(08/05/2022, 04:00 AM)Daniel Wrote: ....
Sorry, I was on a combinatorial kick at the time. Due to the close connection between integer sequences and generating functions I displayed the iterated Fibonacci series in terms of an integer sequence. Let \(f(x)\) be the generating function for the Fibonacci series. The series associated with \(f^n(x)\) is then
\(\{0,1,n,n+n^2, -\frac{n}{2}+\frac{5n^2}{2}+n^3, -\frac{n}{3}+\frac{13n^3}{3}+n^4,\ldots\}\)
Fibonacci series
Let \(n=1\:\textrm{then}\:\{0,1,1,2,3,5,8 \ldots\}\)
OEIS A007440 Reversion of g.f. for Fibonacci numbers
Let \(n=-1\:\textrm{then}\:\{0,1,-1,0,2,-3,-2 \ldots\}\)

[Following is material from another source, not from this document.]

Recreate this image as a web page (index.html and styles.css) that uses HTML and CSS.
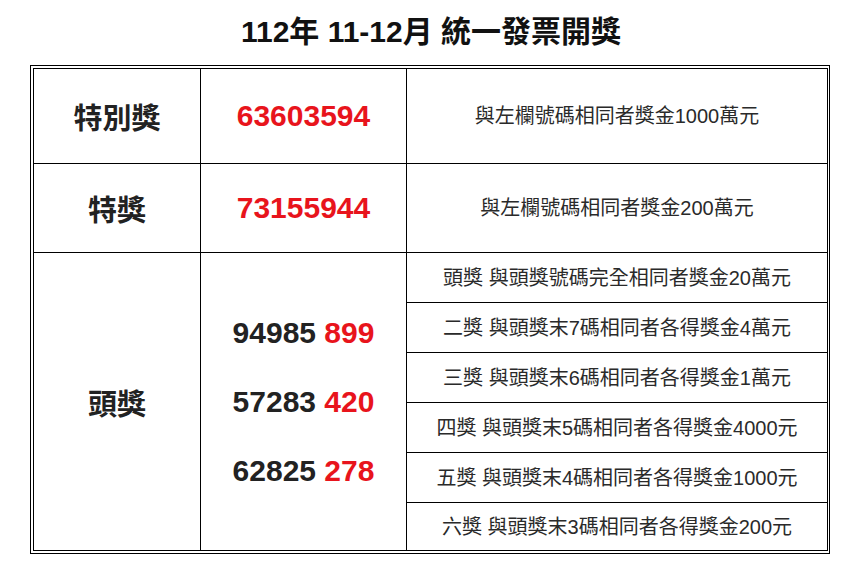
FILE: index.html
```html
<!DOCTYPE html>
<html lang="zh-Hant">
<head>
<meta charset="utf-8">
<title>112年 11-12月 統一發票開獎</title>
<link rel="stylesheet" href="styles.css">
</head>
<body>
<h1 class="title">112年 11-12月 統一發票開獎</h1>
<div class="frame">
  <table class="prize">
    <colgroup>
      <col class="c1"><col class="c2"><col class="c3">
    </colgroup>
    <tr class="r-special">
      <td class="name">特別獎</td>
      <td class="num red">63603594</td>
      <td class="desc">與左欄號碼相同者獎金1000萬元</td>
    </tr>
    <tr class="r-grand">
      <td class="name">特獎</td>
      <td class="num red">73155944</td>
      <td class="desc">與左欄號碼相同者獎金200萬元</td>
    </tr>
    <tr class="r-sub">
      <td class="name" rowspan="6">頭獎</td>
      <td class="num" rowspan="6">
        <div class="nums">
          <div>94985 <span class="red">899</span></div>
          <div>57283 <span class="red">420</span></div>
          <div>62825 <span class="red">278</span></div>
        </div>
      </td>
      <td class="desc">頭獎 與頭獎號碼完全相同者獎金20萬元</td>
    </tr>
    <tr class="r-sub"><td class="desc">二獎 與頭獎末7碼相同者各得獎金4萬元</td></tr>
    <tr class="r-sub"><td class="desc">三獎 與頭獎末6碼相同者各得獎金1萬元</td></tr>
    <tr class="r-sub"><td class="desc">四獎 與頭獎末5碼相同者各得獎金4000元</td></tr>
    <tr class="r-sub"><td class="desc">五獎 與頭獎末4碼相同者各得獎金1000元</td></tr>
    <tr class="r-sub last"><td class="desc">六獎 與頭獎末3碼相同者各得獎金200元</td></tr>
  </table>
</div>
</body>
</html>
```
FILE: styles.css
```css
html, body {
  margin: 0;
  padding: 0;
  background: #fff;
}
body {
  font-family: "Liberation Sans", "Noto Sans CJK TC", sans-serif;
  color: #222;
}
.title {
  margin: 0;
  height: 65px;
  line-height: 64px;
  font-size: 30px;
  font-weight: bold;
  text-align: center;
  color: #111;
  padding-left: 4px;
}
.frame {
  margin-left: 30px;
  width: 800px;
  box-sizing: border-box;
  border: 1px solid #000;
  padding: 2px;
}
.prize {
  width: 794px;
  border-collapse: collapse;
  table-layout: fixed;
}
.c1 { width: 167px; }
.c2 { width: 206px; }
.c3 { width: 421px; }
.prize td {
  border: 1px solid #000;
  padding: 0;
  text-align: center;
  vertical-align: middle;
}
.r-special td { height: 94px; }
.r-grand td { height: 88px; }
.r-sub .desc { height: 49px; }
.r-sub.last .desc { height: 47px; }
.name {
  font-size: 29px;
  font-weight: bold;
  color: #222;
}
.num {
  font-size: 30px;
  font-weight: bold;
  color: #222;
}
.red {
  color: #e8141c;
}
.nums {
  display: flex;
  flex-direction: column;
  align-items: center;
}
.nums div {
  line-height: 69px;
}
.desc {
  font-size: 20px;
  line-height: 24px;
  color: #2a2a2a;
}
```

Not to sound wrong, how do we convert this into \(F(t)\) such that:
\[
F(t+2) = F(t+1) + F(t)\\
\]
Such that \(F(t)\) is real analytic (analytic for \(t\in \mathbb{R}\) and maps to \(\mathbb{R}\)). As much as I see where you're going, I'm confused about how you map it to a fibonacci solution. It seems close to what you are saying though.